Troutt received many honors in his long journalism career, capped by the Sun’s runner-up finish to the Hartford Courant for the 1999 Pulitzer Prize in breaking news reporting, the year after two students at Westside Middle School killed five in one of the nation’s early school shootings. Troutt also received the Arkansas Press Association’s Distinguished Service Award in 2012 and its Golden 50 Award. He was also a recipient of the Ernie Deane Award and the Lemke Award from the University of Arkansas, his alma mater.

“The newspaper was the first in the United States to start using digital cameras for news and sports coverage under an experiment with The Associated Press,” longtime Jonesboro editor and educator Roy Ockert wrote in a 2012 appreciation. “But the Sun mostly became known for its solid and extensive coverage of local and regional news. Three times while John was editor and publisher the Sun was nominated for a Pulitzer Prize… .”

After graduating from Jonesboro High School in 1947, Troutt studied journalism and history at UA, where he came to know future Arkansas newspaper leaders like Bob McCord, Bob Douglas, Jerry McConnell, Bill Shelton and Charlie Rixey. He served honorably in the U.S. Army, where he witnessed atomic bomb tests.

In his early days at the Sun, Ockert wrote, Troutt’s father was business manager, his uncle was editor and his aunt, Grace Witherspoon, was society editor. Troutt became managing editor in 1964 and became the paper’s editor and publisher upon the death of his uncle Fred in 1980.

“I still refer to him as John Jr. because when I first met him, John Troutt Sr. was very much alive and running the Jonesboro Evening Sun, along with his brother Fred,” Ockert told Arkansas Business.

Under Troutt’s leadership, the paper became a champion of the Arkansas Freedom of Information Act, and in 1982 he shifted the paper from afternoon to morning publication, adding a more regional presence. 

“When I came to Jonesboro as a freshman journalism major at then-Arkansas State College, The Sun hired me as a part-time sports writer so for two years I got to sit a desk away from John Jr., who was called city editor but really was the newspaper’s main reporter,” Ockert said. “The way he went about covering local news – straight-up and hard-nosed — became a part of the foundation for my own career as a daily newspaper editor.”

Much later, Ockert took great pride in following Troutt as editor of the Sun after Paxton Media Group bought the paper in 2000. “I kidded him that it took two of us – an editor and a publisher – to replace him.”

Troutt wedded his wife, Greta, in 1954, and sons Bob and Ed worked for the Sun until the newspaper was sold, Ockert wrote.

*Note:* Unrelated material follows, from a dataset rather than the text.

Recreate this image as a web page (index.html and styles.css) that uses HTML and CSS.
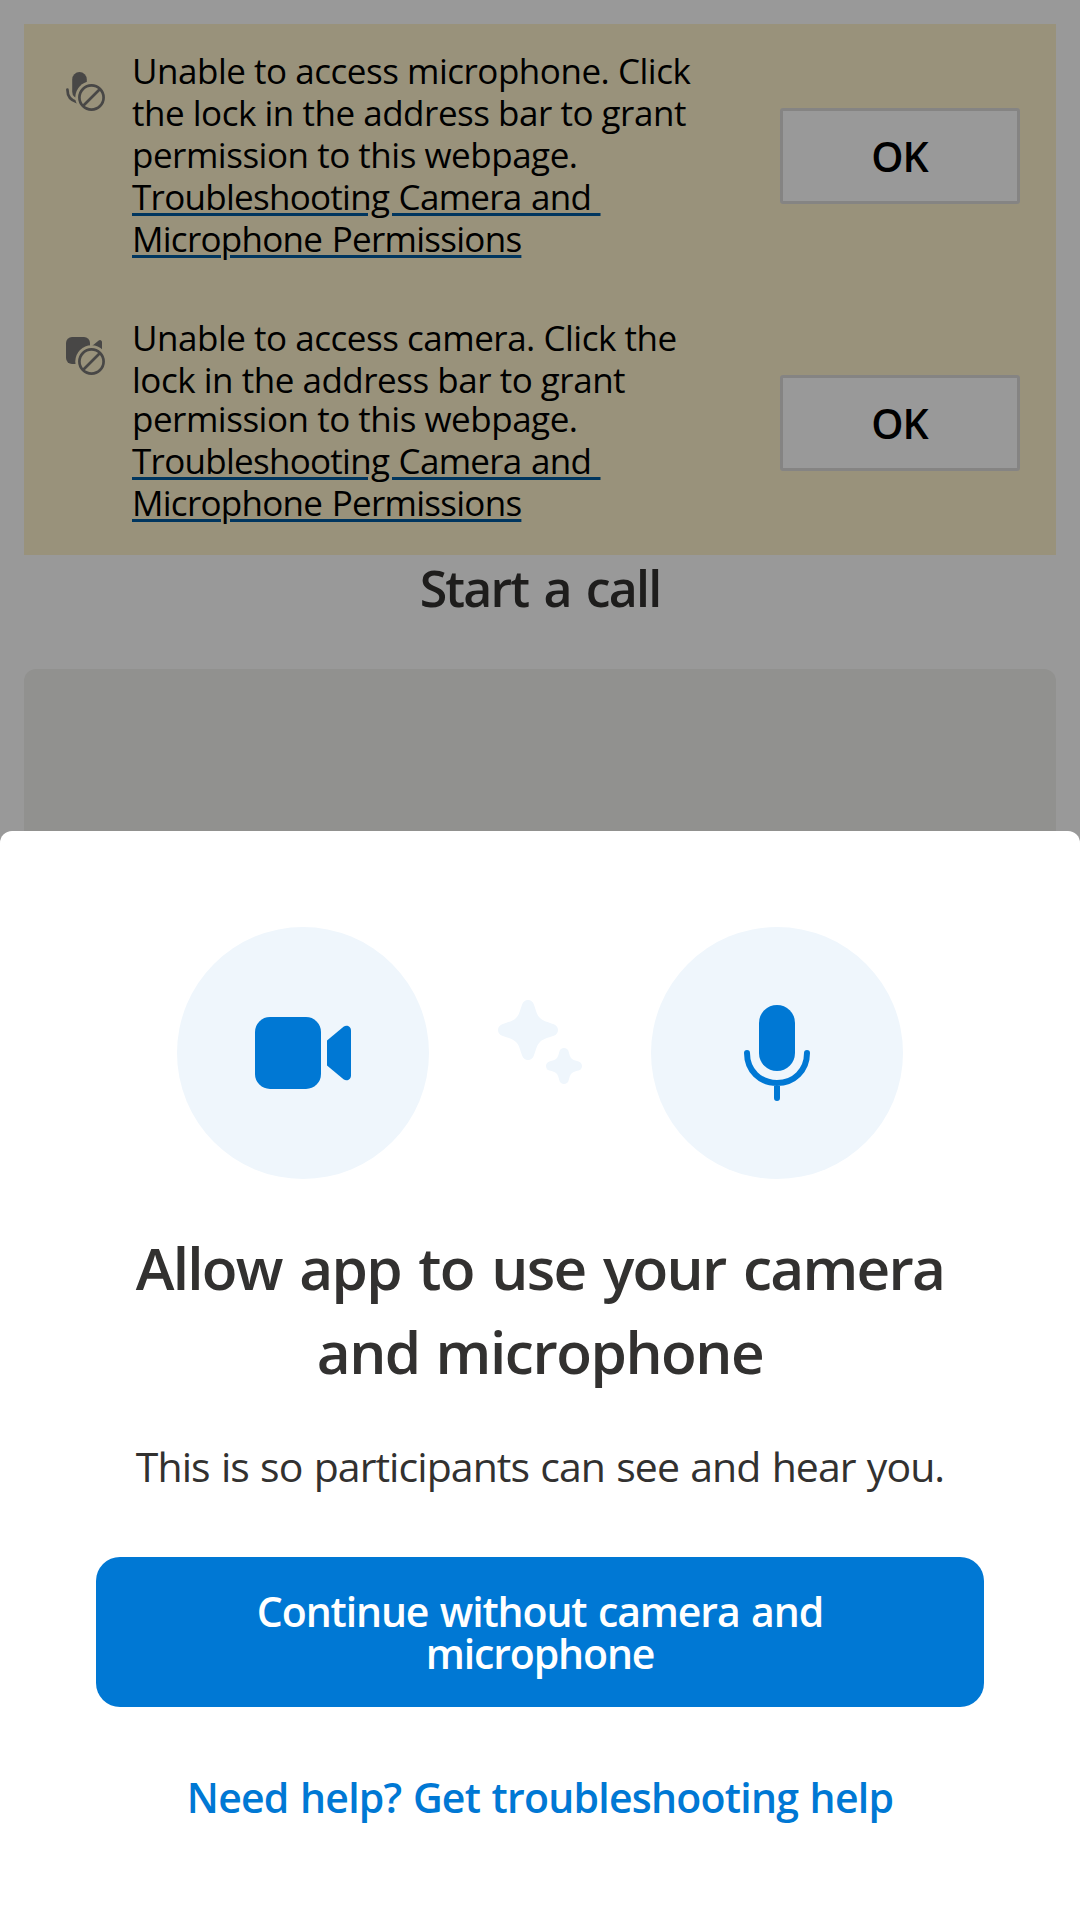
FILE: index.html
```
<!DOCTYPE html>
<html lang="en">
<head>
<meta charset="utf-8">
<title>Start a call</title>
<link rel="stylesheet" href="styles.css">
</head>
<body>
<main class="setup">
  <section class="alerts">
    <div class="alert">
      <svg class="alert-icon" viewBox="0 0 40 40">
        <mask id="mic-gap"><path fill="#fff" d="M0 0H40V40H0z"/><circle cx="25.5" cy="25.5" r="16.2" fill="#000"/></mask>
        <g mask="url(#mic-gap)">
          <rect x="6.2" y="0" width="14.6" height="27" rx="7.3" fill="currentColor"/>
          <path d="M1.4 17.6C1.4 24 5 28.600 11 30.200" fill="none" stroke="currentColor" stroke-width="2.700" stroke-linecap="round"/>
        </g>
        <g fill="none" stroke="currentColor" stroke-width="2.700"><circle cx="25.5" cy="25.5" r="12.1"/><path d="M17 34L34 17"/></g>
      </svg>
      <div class="alert-text">
        <p>Unable to access microphone. Click<br>the lock in the address bar to grant</p>
        <p>permission to this webpage.</p>
        <a class="alert-link">Troubleshooting Camera and <br>Microphone Permissions</a>
      </div>
      <button class="ok">OK</button>
    </div>
    <div class="alert alert-camera">
      <svg class="alert-icon" viewBox="0 0 40 40">
        <mask id="cam-gap"><path fill="#fff" d="M0 0H40V40H0z"/><circle cx="25.5" cy="24.5" r="16.2" fill="#000"/></mask>
        <g mask="url(#cam-gap)" fill="currentColor">
          <rect width="24" height="27" rx="6"/>
          <path d="M36 5a2 2 0 0 0-3.300-1.500L26 9V24H36z"/>
        </g>
        <g fill="none" stroke="currentColor" stroke-width="2.700"><circle cx="25.5" cy="24.5" r="12.1"/><path d="M17 33L34 16"/></g>
      </svg>
      <div class="alert-text">
        <p>Unable to access camera. Click the<br>lock in the address bar to grant</p>
        <p class="tight">permission to this webpage.</p>
        <a class="alert-link">Troubleshooting Camera and <br>Microphone Permissions</a>
      </div>
      <button class="ok">OK</button>
    </div>
  </section>
  <h1 class="heading">Start a call</h1>
  <div class="preview"></div>
</main>
<div class="overlay">
  <section class="sheet">
    <div class="devices">
      <div class="disc">
        <svg class="device-icon" viewBox="0 0 96 96" fill="#0078d4">
          <rect x="0" y="12" width="66" height="72" rx="15"/>
          <path d="M72 35.500L88.500 21.800C91.500 19.400 96 21.200 96 25.500V70.500C96 74.800 91.500 76.600 88.500 74.200L72 60.500z"/>
        </svg>
      </div>
      <svg class="sparkle" viewBox="0 0 84 84" fill="#eff6fc">
        <path transform="translate(30 30)" d="M0-30C2.800-30 4.900-28.300 5.800-25.800C8-19.500 8.800-15.200 12-12C15.200-8.800 19.500-8 25.800-5.800C28.300-4.900 30-2.800 30 0C30 2.800 28.300 4.900 25.800 5.800C19.500 8 15.200 8.800 12 12C8.800 15.200 8 19.500 5.800 25.800C4.900 28.300 2.800 30 0 30C-2.800 30-4.900 28.300-5.800 25.800C-8 19.500-8.800 15.200-12 12C-15.200 8.800-19.500 8-25.800 5.800C-28.300 4.900-30 2.800-30 0C-30-2.800-28.300-4.900-25.800-5.800C-19.500-8-15.200-8.800-12-12C-8.800-15.200-8-19.500-5.800-25.800C-4.900-28.300-2.800-30 0-30z"/>
        <path transform="translate(66 66)" d="M0-18C2.300-18 4-16.700 4.600-14.600C5.500-11.300 6-9 7.500-7.500C9-6 11.300-5.500 14.600-4.600C16.700-4 18-2.300 18 0C18 2.300 16.700 4 14.600 4.600C11.300 5.500 9 6 7.500 7.500C6 9 5.500 11.300 4.600 14.600C4 16.700 2.300 18 0 18C-2.300 18-4 16.700-4.600 14.600C-5.500 11.300-6 9-7.500 7.500C-9 6-11.300 5.500-14.600 4.600C-16.700 4-18 2.300-18 0C-18-2.300-16.700-4-14.600-4.600C-11.300-5.500-9-6-7.500-7.500C-6-9-5.500-11.300-4.600-14.600C-4-16.700-2.300-18 0-18z"/>
      </svg>
      <div class="disc">
        <svg class="device-icon" viewBox="0 0 96 96">
          <rect x="30" y="0" width="36" height="66" rx="18" fill="#0078d4"/>
          <path d="M18 48C18 65.500 31 78 48 78S78 65.500 78 48M48 78V93" fill="none" stroke="#0078d4" stroke-width="6" stroke-linecap="round"/>
        </svg>
      </div>
    </div>
    <h2 class="title">Allow app to use your camera<br><span class="title-end">and microphone</span></h2>
    <p class="subtitle">This is so participants can see and hear you.</p>
    <button class="continue">Continue without camera and<br>microphone</button>
    <a class="help">Need help? Get troubleshooting help</a>
  </section>
</div>
</body>
</html>
```
FILE: styles.css
```
* { box-sizing: border-box; }
body {
  margin: 0;
  height: 1920px;
  overflow: hidden;
  background: #fff;
  color: #323130;
  font-family: "Open Sans", "Noto Sans", sans-serif;
}
h1, h2, p { margin: 0; }
button { font-family: inherit; padding: 0; }

.setup { display: flex; flex-direction: column; padding: 24px 24px 0; }
.alerts { background: #fff4ce; }
.alert {
  display: grid;
  grid-template-columns: 66px 1fr 240px;
  align-items: start;
  height: 267px;
  padding: 0 36px 0 42px;
}
.alert-camera { height: 264px; }
.alert-icon { width: 40px; height: 40px; margin-top: 48px; color: #797775; }
.alert-camera .alert-icon { margin-top: 46px; }
.alert-text {
  padding-top: 26px;
  color: #000;
  font-size: 35px;
  line-height: 42px;
  letter-spacing: -0.48px;
  white-space: nowrap;
}
.tight { margin-top: -3px; }
.alert-link {
  white-space: pre;
  letter-spacing: -0.72px;
  word-spacing: 1px;
  text-decoration: underline #005a9e 3px;
  text-underline-offset: 3px;
}
.ok {
  height: 96px;
  margin-top: 84px;
  padding-right: 1px;
  border: 3px solid #dedcdb;
  border-radius: 3px;
  background: #fff;
  color: #000;
  font-size: 41px;
  font-weight: 600;
  line-height: 56px;
  letter-spacing: -1px;
}
.heading {
  margin-top: 3px;
  text-align: center;
  font-size: 50px;
  font-weight: 600;
  line-height: 60px;
  letter-spacing: -1.8px;
  word-spacing: 4px;
}
.preview { height: 600px; margin-top: 51px; border-radius: 12px; background: #f2f2ee; }

.overlay {
  position: absolute;
  inset: 0;
  display: flex;
  align-items: flex-end;
  background: rgba(0, 0, 0, 0.4);
}
.sheet {
  display: flex;
  flex-direction: column;
  align-items: center;
  width: 100%;
  height: 1089px;
  padding: 96px 96px 0;
  border-radius: 12px 12px 0 0;
  background: #fff;
  text-align: center;
  white-space: nowrap;
}
.devices { display: flex; align-items: center; gap: 69px; }
.disc {
  display: flex;
  align-items: center;
  justify-content: center;
  width: 252px;
  height: 252px;
  border-radius: 50%;
  background: #eff6fc;
}
.device-icon { width: 96px; height: 96px; }
.sparkle { width: 84px; height: 84px; margin-bottom: 22px; }
.title {
  margin-top: 46px;
  font-size: 58.5px;
  font-weight: 600;
  line-height: 84px;
  letter-spacing: -1.72px;
  word-spacing: 4px;
}
.title-end { letter-spacing: -1.45px; word-spacing: 2px; }
.subtitle {
  margin-top: 45px;
  font-size: 41px;
  line-height: 56px;
  letter-spacing: -0.94px;
  word-spacing: 1.5px;
}
.continue {
  width: 888px;
  height: 150px;
  margin-top: 63px;
  border: 0;
  border-radius: 24px;
  background: #0078d4;
  color: #fff;
  font-size: 41px;
  font-weight: 600;
  line-height: 42px;
  letter-spacing: -1.12px;
  word-spacing: 2px;
}
.help {
  margin-top: 62px;
  color: #0078d4;
  font-size: 41px;
  font-weight: 600;
  line-height: 56px;
  letter-spacing: -0.76px;
  word-spacing: 1.5px;
}
```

“A lot of Arkansas journalists owe a great deal to Mr. Troutt, and I’m one of them,” said Chris Bahn, business special publications publisher for Arkansas Business Publishing Group and a former reporter at the Sun. Even in the 1990s, when he was the paper’s top executive, he would come in at night to help paste up the newspaper’s pages and make sure the front page was up to his standards, Bahn said.

“That’s basically been the whole guiding principle to the Sun,” Troutt told Arkansas Business in the 1999 interview. “Not to put out the most profitable newspaper, we’re not, but to put out a good newspaper.”Memorial services will be held at 11 a.m. Monday at First United Methodist Church in Jonesboro. Funeral arrangements are by Emerson Funeral Home of Jonesboro.

His greatest legacy, I think, was protecting and preserving the Arkansas Freedom of Information Act,” Ockert said, noting that Troutt, McCord and John Robert Starr were instrumental in getting the state’s model law passed, and “fought hard to make sure it meant what it says.

“Our tribute to him should be keeping that legacy alive.”